Böyle bir ortam büyük bir çalışma temposunu da beraberinde getiriyor. Ergin Ataman nasıl çalışıyor? Tabii ki çok yoğun bir şekilde çalışıyoruz. Bir yıl içinde kaç kez sinemaya gittim diye düşünüyorum, 2 ya da 3 kez… Haftada bir gün annemi ve babamı ziyaret etmeye çalışıyorum. Onun dışında bir deniz aşığıyım. Benim için en güzel dinlenme yolu deniz…
Belediyelerin Türk basketboluna katkısı konusunda ne söyleyebilirsiniz? Ben bir spor adamıyım. Spora yapılan her katkı benim için çok değerli. Basketbolun ilerlemesi, özellikle Anadolu’da ivme kazanması anlamında belediyelerin önemli katkıları oldu. Bu katkı için de teşekkür etmek gerek.
NOTLAR
NEREDE BAŞARI ORADA ATAMAN Türk basketbolunun son 25 yılını “Işık hızıyla yükseliş” dönemi olarak nitelemek çok da abartı olmaz herhalde. İşte bu dönemde elde edilen hemen hemen tüm büyük başarıların altına baktığınızda Ergin Ataman’ın ismini, imzasını görmek mümkün… 1996 yılında Efes Pilsen’in havaya kaldırdığı Koraç Kupası’nda efsane koç Aydın Örs’ün ‘gelecek vaad eden’ genç yardımcısıydı o… 1999-2000’de Efes’in direksiyonuna geçti, Türk basketbolunun ilk Final Four macerasına damga vurdu. Ardından Avrupa’nın yolunu tuttu. Montepaschi Siena’yı 2002’de Saporta Kupası şampiyonu yaparken, Avrupa’da bir yabancı takımı şampiyon yapan ilk Türk hoca oldu.
YETMEDİ… 2003’te Euroleague’de Ataman’ın Siena’sı Euroleague’de Final Four’daydı. 2011-12’de Beşiktaş’ın başında tarih yazdı… Kartal hem lig hem de Türkiye Kupası’nı havaya kaldırırken asıl başarı, Siyah-Beyazlı kulübün FİBA Eurochallenge Kupası’nı da müzesine götürmesiydi.
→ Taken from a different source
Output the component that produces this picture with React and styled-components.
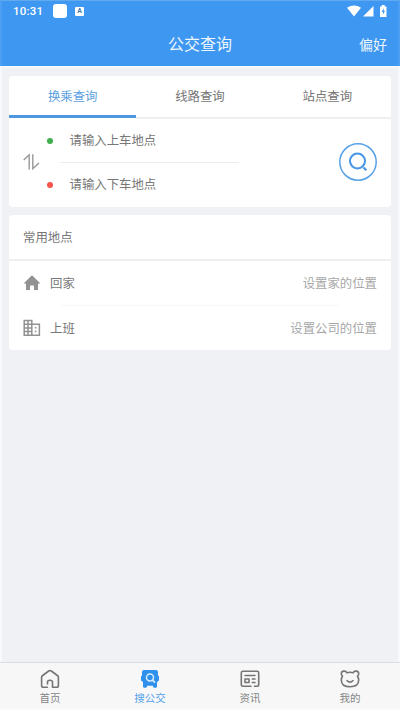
import React from "react";
import styled, { createGlobalStyle } from "styled-components";

const Global = createGlobalStyle`
  * { box-sizing: border-box; }
  body { margin: 0; font-family: Roboto, "Noto Sans CJK SC", sans-serif; }
`;
const Screen = styled.div`
  width: 400px; height: 711px; display: flex; flex-direction: column;
  background: #eff1f5; overflow: hidden;
`;
const Header = styled.header`
  height: 66px; flex: none; background: #3e97f1; color: #edf6fb;
  border-top: 1px solid #62a9ef; border-left: 2px solid #4c9ff2; border-right: 2px solid #4c9ff2;
`;
const StatusBar = styled.div`
  height: 20px; display: flex; align-items: center; padding: 0 10px 0 11px; color: #fff;
  font-size: 11.5px; line-height: 20px; font-weight: 500; letter-spacing: 0.2px;
`;
const Clock = styled.span`width: 30px; margin-right: 10px;`;
const AppBlock = styled.span`width: 14px; height: 14px; border-radius: 3px; background: #fff; margin-right: 8px;`;
const LetterBlock = styled.span`
  width: 9px; height: 9px; border-radius: 1px; background: #fff; color: #3f78ae;
  font: 700 7px/9px Roboto, sans-serif; text-align: center; letter-spacing: 0;
`;
const StatusIcons = styled.div`display: flex; margin-left: auto;`;
const TitleBar = styled.div`
  height: 46px; display: grid; grid-template-columns: 1fr auto 1fr; align-items: center;
  padding: 2px 11px 0;
`;
const Title = styled.h1`margin: 0; grid-column: 2; font-size: 16px; line-height: 24px; font-weight: 400;`;
const Preference = styled.span`justify-self: end; font-size: 14px; line-height: 20px;`;
const Main = styled.main`
  flex: 1; padding: 8px 7px 0; border: 2px solid #f7f8fa; border-bottom: 0;
  display: flex; flex-direction: column; gap: 8px;
`;
const Card = styled.section`background: #fff; border-radius: 4px; color: #777; font-size: 12.4px; overflow: hidden;`;
const Tabs = styled.div`display: flex; height: 43px;`;
const Tab = styled.div`
  flex: 1; text-align: center; line-height: 41px; height: 43px;
  border-bottom: 2px solid #efeff0; color: #747474;
  ${(p) => p.$active && "color: #5c9fdf; border-bottom: 3px solid #4d97e0; height: 42px;"}
`;
const SearchBody = styled.div`height: 88px; display: flex; align-items: flex-start; padding: 0 14px;`;
const SwapIcon = styled.svg`width: 17px; height: 18px; flex: none; margin-top: 34px;`;
const Fields = styled.div`width: 201px; margin-left: 6px;`;
const Field = styled.div`height: 43px; display: flex; align-items: center; line-height: 18px; padding-left: 1px;`;
const Dot = styled.i`width: 6px; height: 6px; border-radius: 50%; background: ${(p) => p.$color}; margin-right: 16.5px;`;
const Separator = styled.div`
  height: 1px; background: ${(p) => p.$color}; margin: 0 ${(p) => p.$right}px 0 ${(p) => p.$left}px;
`;
const SearchButton = styled.button`
  width: 38px; height: 38px; border: 0; border-radius: 50%; padding: 0;
  margin: 24px 0 0 auto; background: #fff; display: grid; place-items: center;
`;
const CardTitle = styled.div`height: 46px; padding-left: 14px; line-height: 45px; border-bottom: 2px solid #efeff0;`;
const Place = styled.div`height: 44px; display: flex; align-items: center; padding: 0 14px;`;
const PlaceIcon = styled.svg`width: 18px; height: 18px; margin-right: 9px;`;
const Action = styled.span`margin-left: auto; color: #a7a7a7;`;
const BottomNav = styled.nav`
  height: 49px; flex: none; display: flex; background: #f7f7f8;
  border-top: 1px solid #dcdde1; border-bottom: 2px solid #fdfdfd;
`;
const NavItem = styled.div`
  flex: 1; display: flex; flex-direction: column; align-items: center; padding-top: 6px;
  color: ${(p) => (p.$active ? "#55a2e8" : "#858585")}; font-size: 10.5px; line-height: 16px;
`;
const NavIcon = styled.svg`width: 20px; height: 20px; margin-bottom: 2px; flex: none;`;

const line = { fill: "none", stroke: "#757575", strokeWidth: 1.6, strokeLinecap: "round", strokeLinejoin: "round" };

export default function App() {
  return (
    <>
      <Global />
      <Screen>
        <Header>
          <StatusBar>
            <Clock>10:31</Clock><AppBlock /><LetterBlock>A</LetterBlock>
            <StatusIcons>
              <svg width="41" height="12" viewBox="0 0 41 12" fill="#fff">
                <path d="M0 2.800Q7-2 14 2.800L7 11.500Z" />
                <path d="M16 11.500 26.500 1V11.500Z" />
                <path d="M33 1.400h1.700V0h3v1.400H39.500V12H33Z" />
                <path d="m36.700 3-2 4h1.300v2.500l2-3.700h-1.300Z" fill="#3e97f1" />
              </svg>
            </StatusIcons>
          </StatusBar>
          <TitleBar><Title>公交查询</Title><Preference>偏好</Preference></TitleBar>
        </Header>
        <Main>
          <Card>
            <Tabs><Tab $active>换乘查询</Tab><Tab>线路查询</Tab><Tab>站点查询</Tab></Tabs>
            <SearchBody>
              <SwapIcon viewBox="0 0 17 18" fill="none" stroke="#979797" strokeWidth="1.4">
                <path d="M.7 7 6.200 1.800V16.500M9.800 1.200V15.700L15.900 10" />
              </SwapIcon>
              <Fields>
                <Field><Dot $color="#3fae4d" />请输入上车地点</Field>
                <Separator $color="#ececec" $left={14} $right={8} />
                <Field><Dot $color="#f5534b" />请输入下车地点</Field>
              </Fields>
              <SearchButton aria-label="搜索">
                <svg width="38" height="38" viewBox="0 0 38 38" fill="none" stroke="#4695e6">
                  <circle cx="19" cy="19" r="18.200" strokeWidth="1.500" stroke="#58a2e8" />
                  <circle cx="18.500" cy="18" r="7.500" strokeWidth="2" />
                  <path d="m24.500 24.500 2.800 2.800" strokeWidth="2.200" />
                </svg>
              </SearchButton>
            </SearchBody>
          </Card>
          <Card>
            <CardTitle>常用地点</CardTitle>
            <Place>
              <PlaceIcon viewBox="0 0 18 18" fill="#929292">
                <path d="M1 9 9 1.300 17 9l-1 1-1-.7V16h-4v-4.500H7V16H3V9.300L2 10Z" />
              </PlaceIcon>
              回家<Action>设置家的位置</Action>
            </Place>
            <Separator $color="#f7f7f7" $left={52} $right={52} />
            <Place>
              <PlaceIcon viewBox="0 0 18 18" fill="none" stroke="#929292" strokeWidth="1.500">
                <path d="M1.200 1.500h7.600v14.800H1.200ZM5 1.500v14.800M1.200 5.200h7.600M1.200 8.900h7.600M1.200 12.600h7.600M8.800 5.200h7.600v11.100H8.800M11.800 8.800h1.600M11.800 12.600h1.600" />
              </PlaceIcon>
              上班<Action>设置公司的位置</Action>
            </Place>
          </Card>
        </Main>
        <BottomNav>
          <NavItem>
            <NavIcon viewBox="0 0 20 20" {...line}>
              <path d="M7.400 18.300H3.200Q1.600 18.300 1.600 16.500V8.200Q1.600 7.200 2.600 6.500L8.700 2Q10 1 11.300 2L17.400 6.500Q18.400 7.200 18.400 8.200V16.500Q18.400 18.300 16.800 18.300H12.500V13Q12.500 11.200 10 11.200T7.500 13V15" />
            </NavIcon>首页
          </NavItem>
          <NavItem $active>
            <NavIcon viewBox="0 0 20 20">
              <path fill="#2f91ec" d="M4 1h12q1.800 0 2 2v3.400q1 .2 1 1.200V11q0 1-1 1.300l-1 .8v4.400q0 1.200-1.200 1.200h-1.500q-.9 0-1.100-.8l-.4-1.200H7.200l-.4 1.200q-.2.8-1.100.8H4.200Q3 18.700 3 17.500V13.100L2 12.300Q1 12 1 11V7.600Q1 6.600 2 6.400V3Q2.200 1 4 1Z" />
              <circle cx="10" cy="8.500" r="3.500" fill="none" stroke="#d8edff" strokeWidth="1.500" />
              <path d="m12.500 11.100 2 2" stroke="#d8edff" strokeWidth="1.700" strokeLinecap="round" />
            </NavIcon>搜公交
          </NavItem>
          <NavItem>
            <NavIcon viewBox="0 0 20 20" {...line}>
              <path d="M11 17.300H3Q1.300 17.300 1.300 15.600V3.800Q1.300 2.200 3 2.200H17Q18.700 2.200 18.700 3.800V15.600Q18.700 17.300 17 17.300H14.500M5 6.500H15M12.300 10H15M12.300 13.500H15M5 10h4v3.500H5Z" />
            </NavIcon>资讯
          </NavItem>
          <NavItem>
            <NavIcon viewBox="0 0 20 20" {...line}>
              <path d="M6.800 3.700Q10 2.700 13.200 3.700C14 1.500 18.700 1.300 18.700 4.800Q18.700 6.400 17.500 7.200Q18.700 9 18.700 11C18.700 16 15.500 17.700 10 17.700S1.300 16 1.300 11Q1.300 9 2.500 7.200Q1.300 6.400 1.300 4.800C1.300 1.300 6 1.500 6.800 3.700ZM7 11.500Q10 14.700 13 11.500" />
            </NavIcon>我的
          </NavItem>
        </BottomNav>
      </Screen>
    </>
  );
}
Ve son adım… Önceki sezon ligde şampiyon yaptığı Galatasaray’ı Eurocup şampiyonluğuna taşıdı Ataman ve kaldırmadığı tek kupa olarak Euroleague kaldı. Eksik parça tamamlanır mı? Söz konusu Ataman ise iddia bitmez…
ATAMAN’IN KÖŞE TAŞLARI
» 1996 Koraç Kupası (Efes Pilsen) Yardımcı Antrenör
» 2000 Euroleague F4 (Efes Pilsen) Baş Antrenör
» 2002 Saporta Kupası (M.Siena) Baş Antrenör
» 2003 Euroleague F4 (M.Siena) Baş Antrenör
» 2012 Eurochallenge (Beşiktaş) Baş Antrenör
» 2016 Eurocup (Galatasaray) Baş Antrenör
HEDEF NE? Hedefimiz tabii ki olimpiyat vizesi almak. Ülkeme bu başarıyı, gururu yaşatmayı çok istiyorum. Grubumuzun çok zorlu olduğu ortada. Ancak biz son topa kadar mücadele edeceğiz, elimizden gelenin en iyisini vereceğiz. Sonrasında 2017 Avrupa Şampiyonası var ki, ev sahipliği yapacağız. 2017’de şampiyonluğun en büyük adayı olarak görüyorum Türkiye’yi. Bu Milli Takım’a 3 yıldır emek veren hoca olarak da Türkiye’yi Avrupa şampiyonluğuna taşımak isterim.